Верность | страница 96
— Эх ты, старая скотина! — с возмущением воскликнула одна из женщин.
Инга закричала:
— Гитлер лишился головы, пойдя на восток, я буду его достойным последователем и лишусь своей. Да будет мне бог опорой!
Зрители смеялись и хлопали. Инга сняла цилиндр и поклонилась.
— Ишь негодяй какой, войны хочет и еще бога призывает, — сердилась Дарта.
— Эх ты… совсем как в театре.
Атис, по совету Максиса, выпил два стакана воды и, ободренный успехом Инги, выступил вперед.
— Через два года, — уверенно начал он, откинув привычным движением головы волосы, — к нашему председателю Юрису Бейке явится целая толпа — просить, чтоб принял в колхоз. Бейка почешет за ухом и спросит: «Почему вы именно к нам пожаловали?» Ему ответят: «Потому что у вас тучные стада, осушенные луга, у вас электричество и перворазрядные дороги».
— Ого, ого, как заливает!
Атис только махнул рукой в сторону того, кто подал реплику, и продолжал:
— У вас новые коровники и дома, у вас теплицы и пруд с рыбой. Люди на трудодень одними деньгами по пятнадцать рублей получают…
— Ну и брешет!
— А им, наверное, на готовенькое захотелось?
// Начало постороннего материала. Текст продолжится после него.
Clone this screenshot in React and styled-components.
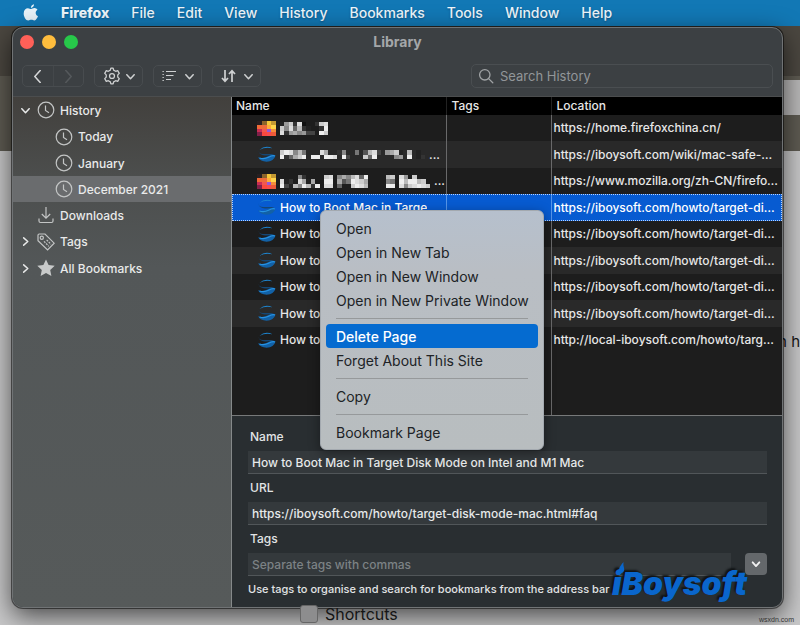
import React from "react";
import styled, { createGlobalStyle } from "styled-components";

const GlobalStyle = createGlobalStyle`
  * { box-sizing: border-box; }
  body { margin: 0; background: #c4c4c5; }
  body, button, input { font-family: Inter, "Liberation Sans", sans-serif; }
  button { border: 0; padding: 0; background: none; color: inherit; font-size: inherit; }
`;

const Desktop = styled.div`
  display: flex;
  flex-direction: column;
  min-height: 100vh;
  overflow: hidden;
`;

const MenuBar = styled.nav`
  display: flex;
  align-items: center;
  gap: 22px;
  height: 26px;
  padding-left: 23px;
  background: #1278b5;
  color: #edf5fa;
  font-size: 14px;
`;

const MenuTitle = styled.button`
  font-weight: ${(p) => (p.$app ? 800 : 500)};
  line-height: 20px;
  text-shadow: 0 1px 2px rgba(0, 30, 60, 0.4);
`;

const AppleMark = styled.svg`
  width: 16px;
  height: 18px;
  display: block;
`;

const Stage = styled.div`
  position: relative;
  display: flex;
  flex: 1;
  padding: 1px 17px 17px 12px;
`;

const Backdrop = styled.div`
  position: absolute;
  inset: 0;
  overflow: hidden;
  background: linear-gradient(#4b4740 0 50px, #5e5b52 50px 125px, #c8c8c9 125px);
`;

const BackdropPanel = styled.div`
  position: absolute;
  top: 54px;
  right: 0;
  width: 17px;
  height: 35px;
  background: #b9b8b8;
`;

const BackdropText = styled.span`
  position: absolute;
  top: 306px;
  right: 0;
  color: #161616;
  font-size: 15px;
  line-height: 20px;
  white-space: nowrap;
`;

const BackdropOption = styled.label`
  position: absolute;
  left: 300px;
  bottom: 1px;
  display: flex;
  align-items: center;
  gap: 7px;
  color: #151515;
  font-size: 16px;
  line-height: 20px;
  input {
    appearance: none;
    margin: 0;
    width: 18px;
    height: 18px;
    border: 1px solid #666;
    border-radius: 3px;
    background: #8d8d8e;
  }
`;

const Credit = styled.span`
  position: absolute;
  right: 6px;
  bottom: 0;
  color: #333;
  font-family: "Liberation Sans", sans-serif;
  font-size: 7px;
  line-height: 10px;
`;

const Window = styled.main`
  position: relative;
  display: flex;
  flex-direction: column;
  flex: 1;
  min-width: 0;
  border: 1px solid #707375;
  border-radius: 11px;
  background: #3c4043;
  box-shadow: 0 0 0 1px rgba(0, 0, 0, 0.5), 0 8px 26px rgba(0, 0, 0, 0.65);
`;

const TitleBar = styled.header`
  display: grid;
  grid-template-columns: 1fr auto 1fr;
  align-items: center;
  height: 28px;
  padding: 0 7px;
`;

const Lights = styled.div`
  display: flex;
  gap: 8px;
`;

const Light = styled.button`
  width: 14px;
  height: 14px;
  border-radius: 50%;
  background: ${(p) => p.$color};
`;

const Title = styled.h1`
  margin: 0;
  color: #a4a7a9;
  font-size: 14px;
  font-weight: 700;
  line-height: 20px;
`;

const Toolbar = styled.div`
  display: flex;
  align-items: center;
  gap: 10px;
  height: 40px;
  padding: 0 9px;
`;

const ToolGroup = styled.div`
  display: flex;
  width: 62px;
  height: 22px;
  border: 1px solid #484c4f;
  border-radius: 5px;
`;

const NavButton = styled.button`
  display: grid;
  place-items: center;
  flex: 1;
  color: ${(p) => (p.disabled ? "#55595c" : "#d6d7d8")};
  & + & { border-left: 1px solid #44484b; }
`;

const ToolButton = styled.button`
  display: flex;
  align-items: center;
  justify-content: space-between;
  width: 49px;
  height: 22px;
  padding: 0 6px 0 8px;
  border: 1px solid #484c4f;
  border-radius: 5px;
  color: #cfd1d2;
`;

const SearchBox = styled.label`
  display: flex;
  align-items: center;
  gap: 6px;
  width: 302px;
  height: 24px;
  margin-left: auto;
  padding: 0 6px;
  border: 1px solid #4a4e51;
  border-radius: 5px;
  color: #a0a3a5;
`;

const SearchInput = styled.input`
  flex: 1;
  min-width: 0;
  padding: 0;
  border: 0;
  outline: 0;
  background: none;
  color: #e4e4e4;
  font-size: 13px;
  &::placeholder { color: #929699; opacity: 1; }
`;

const Body = styled.div`
  display: flex;
  flex: 1;
  border-top: 1px solid #4b4d4e;
`;

const Sidebar = styled.nav`
  flex: 0 0 219px;
  border-right: 1px solid #85898a;
  border-bottom-left-radius: 10px;
  background: linear-gradient(#42403d, #4c4e4d 80px, #535758 170px, #565a5a);
`;

const TreeRow = styled.button`
  display: flex;
  align-items: center;
  gap: 5px;
  width: 100%;
  height: 26px;
  padding-left: ${(p) => (p.$nested ? 42 : 6)}px;
  background: ${(p) => (p.$selected ? "#6a6c6e" : "transparent")};
  color: #e9eaea;
  font-size: 12px;
  font-weight: 500;
  text-align: left;
  &:nth-child(4n + 2) { height: 27px; }
`;

const Twisty = styled.span`
  display: grid;
  place-items: center;
  width: 13px;
`;

const TreeIcon = styled.svg`
  width: 18px;
  height: 18px;
  fill: none;
  stroke: #c3c5c5;
  stroke-width: 1.2;
`;

const Content = styled.section`
  position: relative;
  display: flex;
  flex: 1;
  flex-direction: column;
  min-width: 0;
  border-bottom-right-radius: 10px;
  background: #292e31;
`;

const TableArea = styled.div`
  display: flex;
  flex: 1;
  border-bottom: 1px solid #77797a;
  background: #1d1d1d;
`;

const HistoryTable = styled.table`
  width: 100%;
  table-layout: fixed;
  border-collapse: separate;
  border-spacing: 0;
  color: #e7e7e7;
  font-size: 12px;
  line-height: 16px;
  th, td {
    padding: 0 2px;
    border-right: 1px solid #69696a;
    overflow: hidden;
    text-overflow: ellipsis;
    white-space: nowrap;
    text-align: left;
  }
  th {
    height: 18px;
    padding: 0 5px;
    border-right-color: #222;
    background: #000;
    font-weight: 500;
  }
  th:first-child { width: 39%; padding-left: 4px; }
  th:nth-child(2) { width: 105px; }
  td:last-child, th:last-child { border-right: 0; }
`;

const HistoryRow = styled.tr`
  height: 26px;
  font-weight: 500;
  &:nth-child(even) { height: 27px; background: #292929; }
  ${(p) => p.$selected && `
    && { background: #075bd1; color: #fff; outline: 1px dotted #b8d4ff; outline-offset: -1px; }
    && td { border-right-color: #5595e9; }
  `}
`;

const FillerRow = styled.tr``;

const NameCell = styled.span`
  display: flex;
  align-items: center;
  gap: 4px;
  padding-left: 23px;
`;

const NameText = styled.span`
  overflow: hidden;
  text-overflow: ellipsis;
  white-space: nowrap;
`;

const Mosaic = styled.svg`
  display: block;
  flex: none;
  shape-rendering: crispEdges;
`;

const SiteMark = styled.svg`
  display: block;
  flex: none;
  width: 19px;
  height: 19px;
`;

const Details = styled.form`
  display: flex;
  flex-direction: column;
  height: 191px;
  padding: 11px 15px 8px 16px;
  color: #e2e4e5;
  font-size: 12px;
  font-weight: 500;
`;

const FieldLabel = styled.label`
  padding-left: 2px;
  line-height: 20px;
`;

const FieldLine = styled.div`
  display: flex;
  gap: 14px;
  margin: 4px 0;
`;

const Field = styled.input`
  flex: 1;
  min-width: 0;
  height: 23px;
  padding: 0 4px;
  border: 0;
  border-bottom: 1px solid #515659;
  outline: 0;
  background: #34393c;
  color: #e7e9ea;
  font-size: 12px;
  font-weight: 500;
  &::placeholder { color: #7c8285; opacity: 1; }
`;

const ExpandButton = styled.button`
  display: grid;
  place-items: center;
  width: 22px;
  height: 22px;
  border-radius: 4px;
  background: #64686b;
  color: #f1f1f1;
`;

const Hint = styled.p`
  margin: 0;
  font-size: 11px;
  line-height: 18px;
  white-space: nowrap;
`;

const ContextMenu = styled.div`
  position: absolute;
  left: 88px;
  top: 113px;
  width: 224px;
  padding: 5px;
  border: 1px solid #a3a9af;
  border-radius: 6px;
  background: linear-gradient(#b6c0cd, #b9bec4 60px, #b8bdbf);
  box-shadow: 0 3px 12px rgba(0, 0, 0, 0.4);
  color: #202326;
  font-size: 14px;
`;

const ContextItem = styled.button`
  display: block;
  width: 100%;
  height: 24px;
  padding: 0 10px;
  border-radius: 4px;
  background: ${(p) => (p.$active ? "#056bd0" : "transparent")};
  color: ${(p) => (p.$active ? "#fff" : "inherit")};
  font-weight: ${(p) => (p.$active ? 500 : 400)};
  text-align: left;
  white-space: nowrap;
`;

const Separator = styled.hr`
  height: 1px;
  margin: 6px 10px 5px;
  border: 0;
  background: #96999b;
`;

const Watermark = styled.div`
  position: absolute;
  right: 35px;
  bottom: 1px;
  color: #0a66cc;
  font-size: 32px;
  font-style: italic;
  font-weight: 900;
  line-height: 44px;
  text-shadow: -2px -2px 2px #101416;
`;

const Flame = styled.svg`
  position: absolute;
  left: 5px;
  top: 0;
  width: 8px;
  height: 12px;
`;

const Chevron = ({ d = "down", size = 11, weight = 1.6 }) => (
  <svg width={size} height={size} viewBox="0 0 12 12" fill="none" stroke="currentColor" strokeWidth={weight} strokeLinecap="round" strokeLinejoin="round">
    <path d={{ down: "M2 4l4 4.5L10 4", right: "M4 2l4.5 4L4 10", left: "M8.5 .5L3.5 6l5 5.5", next: "M3.5 .5L8.5 6l-5 5.5" }[d]} />
  </svg>
);

const Gear = () => (
  <svg width="18" height="18" viewBox="0 0 24 24" fill="none" stroke="currentColor" strokeWidth="1.7" strokeLinejoin="round">
    <path d="M9.8 4.2 10.5 1.5h3l.7 2.7 2.7 1.5 2.7-.8 2.1 3.6-2 2v3l2 2-2.1 3.6-2.7-.8-2.7 1.5-.7 2.7h-3l-.7-2.7-2.7-1.5-2.7.8-2.1-3.6 2-2v-3l-2-2 2.1-3.6 2.7.8z" />
    <circle cx="12" cy="12" r="3.3" />
  </svg>
);

const ListLines = () => (
  <svg width="15" height="14" viewBox="0 0 15 14" stroke="currentColor" strokeWidth="1.2">
    <path d="M.5 2.5h1.3M.5 5.5h1.3M.5 8.5h1.3M.5 11.5h1.3M4 2.5h10M4 6.5h7.5M4 10.5h5" />
  </svg>
);

const SortArrows = () => (
  <svg width="15" height="14" viewBox="0 0 15 14" fill="none" stroke="currentColor" strokeWidth="1.7">
    <path d="M4 1v11M1 9l3 3.3L7 9M11 13V2M8 5l3-3.3L14 5" />
  </svg>
);

const Magnifier = () => (
  <svg width="16" height="16" viewBox="0 0 16 16" fill="none" stroke="currentColor" strokeWidth="1.3" strokeLinecap="round">
    <circle cx="6.8" cy="6.8" r="5.2" />
    <path d="M10.6 10.6l4.2 4.2" />
  </svg>
);

const Clock = () => (
  <TreeIcon viewBox="0 0 18 18">
    <circle cx="9" cy="9" r="7.8" />
    <path d="M8.5 4.5v5l3.5 2.2" />
  </TreeIcon>
);

const Download = () => (
  <TreeIcon viewBox="0 0 18 18">
    <path d="M9 1v11M4.8 8L9 12.2 13.2 8M2 12.5V15q0 1.5 1.5 1.5h11q1.5 0 1.5-1.5v-2.5" />
  </TreeIcon>
);

const Tag = () => (
  <TreeIcon viewBox="0 0 18 18">
    <path d="M1 2.2Q1 1 2.2 1H8l9.2 9.2-6.6 6.8L1 7.8z" />
    <circle cx="4.8" cy="4.8" r="1.6" />
    <path d="M7 8.3l4.8 5M9.6 6.8l4.4 4.5" strokeDasharray="2 1" />
  </TreeIcon>
);

const Star = () => (
  <TreeIcon viewBox="0 0 18 18">
    <path fill="#c8caca" stroke="none" d="M9 .5l2.6 5.6 6.1.7-4.5 4.1 1.2 6.1L9 14l-5.4 3 1.2-6.1L.3 6.8l6.1-.7z" />
  </TreeIcon>
);

const SiteIcon = () => (
  <SiteMark viewBox="0 0 19 19">
    <path d="M2.5 5Q8 -.5 15.5 3.2Q8 1.5 2.5 5z" fill="#1d86d2" />
    <path d="M1.5 5.5Q1.5 8.8 6 9T17.5 9Q14 10.8 8 10.5T1.5 5.5z" fill="#154775" />
    <path d="M1 12.3Q6 13.8 10.5 11.5T18.5 10.5Q17 16.5 9.5 16.7Q3.5 16.6 1 12.3z" fill="#1261a6" />
    <path d="M2.5 13Q7 14.5 11.5 12.2T18 11" fill="none" stroke="#2793e4" strokeWidth="1.2" />
  </SiteMark>
);

const foxColors = [
  ["#282022", "#8d642a", "#f4c738", "#c49932"],
  ["#f26a37", "#ed6b3c", "#ffab38", "#ffd54a"],
  ["#c92d55", "#f25750", "#9558d7", "#f48d3b"],
  ["#812049", "#fb483e", "#f74b4d", "#ed5b39"],
];

const FoxIcon = () => (
  <Mosaic width="19" height="15" viewBox="0 0 20 16" preserveAspectRatio="none">
    {foxColors.map((line, y) => line.map((c, x) => (
      <rect key={`${x}-${y}`} x={x * 5} y={y * 4} width="5" height="4" fill={c} />
    )))}
  </Mosaic>
);

// One hexadecimal digit is the grey level of a cell; a dot leaves the cell empty.
const Censored = ({ lines }) => (
  <Mosaic width={Math.round(lines[0].length * 4.4)} height={Math.round(lines.length * 4.4)} viewBox={`0 0 ${lines[0].length} ${lines.length}`} preserveAspectRatio="none">
    {lines.map((line, y) => [...line].map((c, x) => c !== "." && (
      <rect key={`${x}-${y}`} x={x} y={y} width="1" height="1" fill={`#${c}${c}${c}`} />
    )))}
  </Mosaic>
);

const tree = [
  { label: "History", icon: Clock, twisty: "down" },
  { label: "Today", icon: Clock, nested: true },
  { label: "January", icon: Clock, nested: true },
  { label: "December 2021", icon: Clock, nested: true, selected: true },
  { label: "Downloads", icon: Download },
  { label: "Tags", icon: Tag, twisty: "right" },
  { label: "All Bookmarks", icon: Star, twisty: "right" },
];

const boot = "How to Boot Mac in Targe";
const target = "https://iboysoft.com/howto/target-disk-mode-mac.html";
const rows = [
  { fox: true, cells: ["29c3d1..3cd", "c8d6b32..3e", "d39a8944.ec"], url: "https://home.firefoxchina.cn/" },
  { cells: ["ced8b7...da..38..7.5bd4.9ac2.b.2.", "e36ace.ee.eed.e4...c6e....89.e.23"], url: "https://iboysoft.com/wiki/mac-safe-mode.html", more: true },
  { fox: true, cells: ["....83....cd.8a8bd6e....bc.d9.c...", "d23.da2a..ee.a57edca....87.ebeebc.", "e42b8eb3e.dd.6..cedb....ee.d8cdedc"], url: "https://www.mozilla.org/zh-CN/firefox/central/", more: true },
  { name: boot, url: target, selected: true },
  { name: boot, url: target },
  { name: boot, url: target },
  { name: boot, url: target },
  { name: boot, url: target },
  { name: boot, url: "http://local-iboysoft.com/howto/target-disk" },
];

const contextItems = ["Open", "Open in New Tab", "Open in New Window", "Open in New Private Window", null, "Delete Page", "Forget About This Site", null, "Copy", null, "Bookmark Page"];

export default function App() {
  return (
    <Desktop>
      <GlobalStyle />
      <MenuBar aria-label="Menu bar">
        <AppleMark viewBox="0 0 15 18" fill="#e8f2f8">
          <path d="M10.5.3c.1 2-1.4 3.6-3.1 3.7C7.2 2.2 8.8.6 10.5.3zM7.6 5c.8 0 1.8-1 3.4-.9 1.2.1 2.3.6 3 1.6-2.7 1.7-2.2 5.3.5 6.4-.6 1.8-2 4.3-3.5 4.4-1.2.1-1.7-.7-3.1-.7s-1.9.7-3.1.7C2.5 16.6 0 12.6.2 9.2.3 6 2.4 4.2 4.4 4.2 5.7 4.2 6.8 5 7.6 5z" />
        </AppleMark>
        {["Firefox", "File", "Edit", "View", "History", "Bookmarks", "Tools", "Window", "Help"].map((m, i) => (
          <MenuTitle key={m} $app={i === 0}>{m}</MenuTitle>
        ))}
      </MenuBar>
      <Stage>
        <Backdrop>
          <BackdropPanel />
          <BackdropText>n h</BackdropText>
        </Backdrop>
        <Window>
          <TitleBar>
            <Lights>
              <Light $color="#ff6058" aria-label="Close" />
              <Light $color="#ffbd3d" aria-label="Minimise" />
              <Light $color="#27c84a" aria-label="Zoom" />
            </Lights>
            <Title>Library</Title>
          </TitleBar>
          <Toolbar>
            <ToolGroup>
              <NavButton aria-label="Back"><Chevron d="left" size={13} weight={1.4} /></NavButton>
              <NavButton aria-label="Forward" disabled><Chevron d="next" size={13} weight={1.4} /></NavButton>
            </ToolGroup>
            <ToolButton aria-label="Organise"><Gear /><Chevron /></ToolButton>
            <ToolButton aria-label="Views"><ListLines /><Chevron /></ToolButton>
            <ToolButton aria-label="Sort"><SortArrows /><Chevron /></ToolButton>
            <SearchBox>
              <Magnifier />
              <SearchInput type="search" placeholder="Search History" aria-label="Search History" />
            </SearchBox>
          </Toolbar>
          <Body>
            <Sidebar aria-label="Library">
              {tree.map(({ label, icon: Icon, twisty, nested, selected }) => (
                <TreeRow key={label} $nested={nested} $selected={selected}>
                  {!nested && <Twisty>{twisty && <Chevron d={twisty} />}</Twisty>}
                  <Icon />
                  {label}
                </TreeRow>
              ))}
            </Sidebar>
            <Content>
              <TableArea>
                <HistoryTable>
                  <thead>
                    <tr><th>Name</th><th>Tags</th><th>Location</th></tr>
                  </thead>
                  <tbody>
                    {rows.map((r, i) => (
                      <HistoryRow key={i} $selected={r.selected}>
                        <td>
                          <NameCell>
                            {r.fox ? <FoxIcon /> : <SiteIcon />}
                            {r.cells && <Censored lines={r.cells} />}
                            {r.name && <NameText>{r.name}</NameText>}
                            {r.more && "..."}
                          </NameCell>
                        </td>
                        <td />
                        <td>{r.url}</td>
                      </HistoryRow>
                    ))}
                    <FillerRow><td /><td /><td /></FillerRow>
                  </tbody>
                </HistoryTable>
              </TableArea>
              <Details>
                <FieldLabel htmlFor="name">Name</FieldLabel>
                <FieldLine><Field id="name" defaultValue="How to Boot Mac in Target Disk Mode on Intel and M1 Mac" /></FieldLine>
                <FieldLabel htmlFor="url">URL</FieldLabel>
                <FieldLine><Field id="url" defaultValue="https://iboysoft.com/howto/target-disk-mode-mac.html#faq" /></FieldLine>
                <FieldLabel htmlFor="tags">Tags</FieldLabel>
                <FieldLine>
                  <Field id="tags" placeholder="Separate tags with commas" />
                  <ExpandButton type="button" aria-label="Show all tags"><Chevron weight={2.2} size={10} /></ExpandButton>
                </FieldLine>
                <Hint>Use tags to organise and search for bookmarks from the address bar</Hint>
              </Details>
              <ContextMenu role="menu">
                {contextItems.map((item, i) => item
                  ? <ContextItem key={item} role="menuitem" $active={item === "Delete Page"}>{item}</ContextItem>
                  : <Separator key={i} />)}
              </ContextMenu>
              <Watermark>
                <Flame viewBox="0 0 8 12"><path d="M6.5 0Q2 5 2 8t3 3q3-2 2-5T6.500 0z" fill="#0a66cc" /></Flame>
                iBoysoft
              </Watermark>
            </Content>
          </Body>
        </Window>
        <BackdropOption><input type="checkbox" />Shortcuts</BackdropOption>
        <Credit>wsxdn.com</Credit>
      </Stage>
    </Desktop>
  );
}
Теперь Атис почувствовал себя совсем уверенно. Роль даже начала нравиться ему.
— У вас совсем не как в деревне, а как в городе. У вас и магазин, и хлебопекарня, и столовая, и детский сад, своя школа и стадион… парикмахерская и…
— Не хватает только, чтобы он сказал «и опера», — шепнул Максис Забер Инге.
— …и прямое автобусное сообщение с Ригой.
— Ой, ну тогда все как надо! — развеселились зрители. — Ей-богу, рай и рай!
— А арьедрама нет? — крикнул старик из бригады Силапетериса.
Эгон Брикснис, ехидно смеясь, наклонился к Ливии.
Атис с минуту помолчал, затем сказал очень громко, почти сердито:
— А вы думаете, что так не будет? Думаете — я шучу? Будет, головой ручаюсь, что будет! Если даже для этого… — Он хотел сказать: «черта за рога взять придется!», но сдержался.
Его тоже наградили аплодисментами. Даце тем временем стояла за дверью ни жива ни мертва. Сейчас она должна переступить порог. Всю ее решимость, словно ветер развеял. Она только понимала, что никакая сила на свете не заставит ее выйти вперед и стать перед людьми. Нет, ни за что!
— Я… я не могу… — пятясь назад, запиналась она. И вспомнила злые слова матери: «Беги, беги кривляться! Люди засмеют тебя». «Засмеют… стану посмешищем…» — ни о чем другом Даце теперь не думала.
Но Максис Забер взял стакан воды и подал ей.
— Два глотка, — сказал он тоном опытного врача.